Nel tempo sono state molte le campagne per la sua liberazione di Barghouti e diversi esponenti della politica israeliana non si sono dichiarati contrari alla sua scarcerazione, tra cui l’ex vice primo ministro israeliano Shimon Peres, che però non mantenne la promessa. Per la moglie e compagna di lotta di Barghouti, Fadwa Ibrahim, «Abu Mazen si illude di restare al potere a Ramallah e recuperarlo a Gaza ma è un’illusione» perché nei sondaggi, Marwan Barghouti batte Al-Fatah e Hamas insieme.
Secondo una ricerca realizzata prima del 7 ottobre dall’istituto palestinese Arab Barometer, è Barghouti il leader più stimato tra i palestinesi di Gaza e Cisgiordania. Se si andasse a votare raccoglierebbe il 32% delle preferenze, ossia l’insieme dei voti del leader di Hamas, Ismail Haniyeh (24%), e del presidente dell’Autorità palestinese, Mahmoud Abbas (12%). Dati significativi di una lidership basata sul consenso popolare e non sull’esercizio del potere.

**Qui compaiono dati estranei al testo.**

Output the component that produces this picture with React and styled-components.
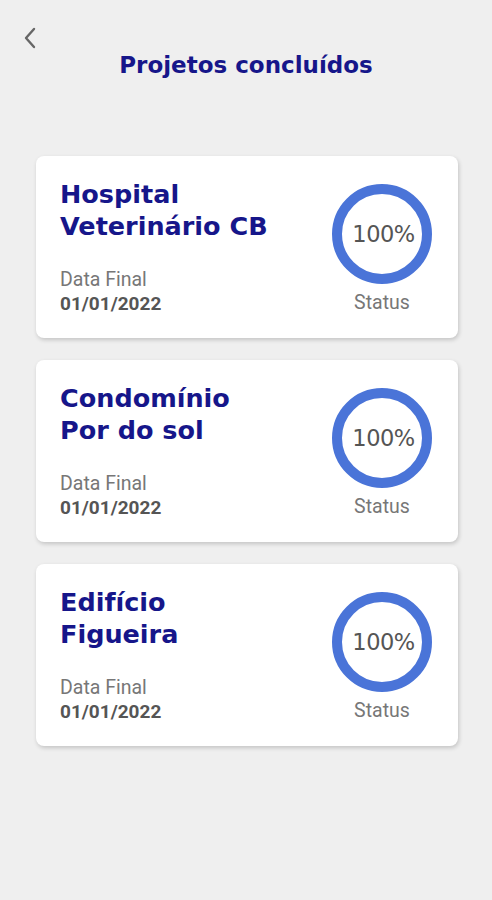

Infatti, gli statisti servono, ma sono i popoli a doversi imporre sui propri governi e non mi stancherò mai di citare Albert Camus che, l’8 agosto 1945, due giorni dopo la bomba atomica di Hiroshima e un giorno prima della seconda su Nagasaki, con l’editoriale di Combat lanciava, in totale isolamento, il suo grido d’allarme: ”Davanti alle prospettive terrificanti che si aprono all’umanità…Non è più una supplica ma un ordine che deve salire dai popoli ai governi, l’ordine di decidere definitivamente tra l’inferno e la ragione.”
Barghouti rappresenta il capo potenziale dei dispersi movimenti palestinesi in grado cogliere l’istanza del suo popolo che la complice contrapposizione tra Israele e Hamas impedisce di far valere.
La moglie e avvocata Fadwa Ibrahim richiama alla mente la figura di Stella Moris,anche lei avvocato e moglie di Julian Assange, il cui impegno sostenuto dalla grande mobilitazione internazionale, ha avuto successo nella scarcerazione del fondatore di Wikileaks. Anche Fadwa non si arrende e organizza una serie di incontri per creare una rete di sostegno internazionale che faccia di Marwan Barghouti il federatore e successore di Abu Mazen e di Yahya Sinwar
Sarà lui ad essere parte della soluzione o almeno della tregua di questa guerra senza fine?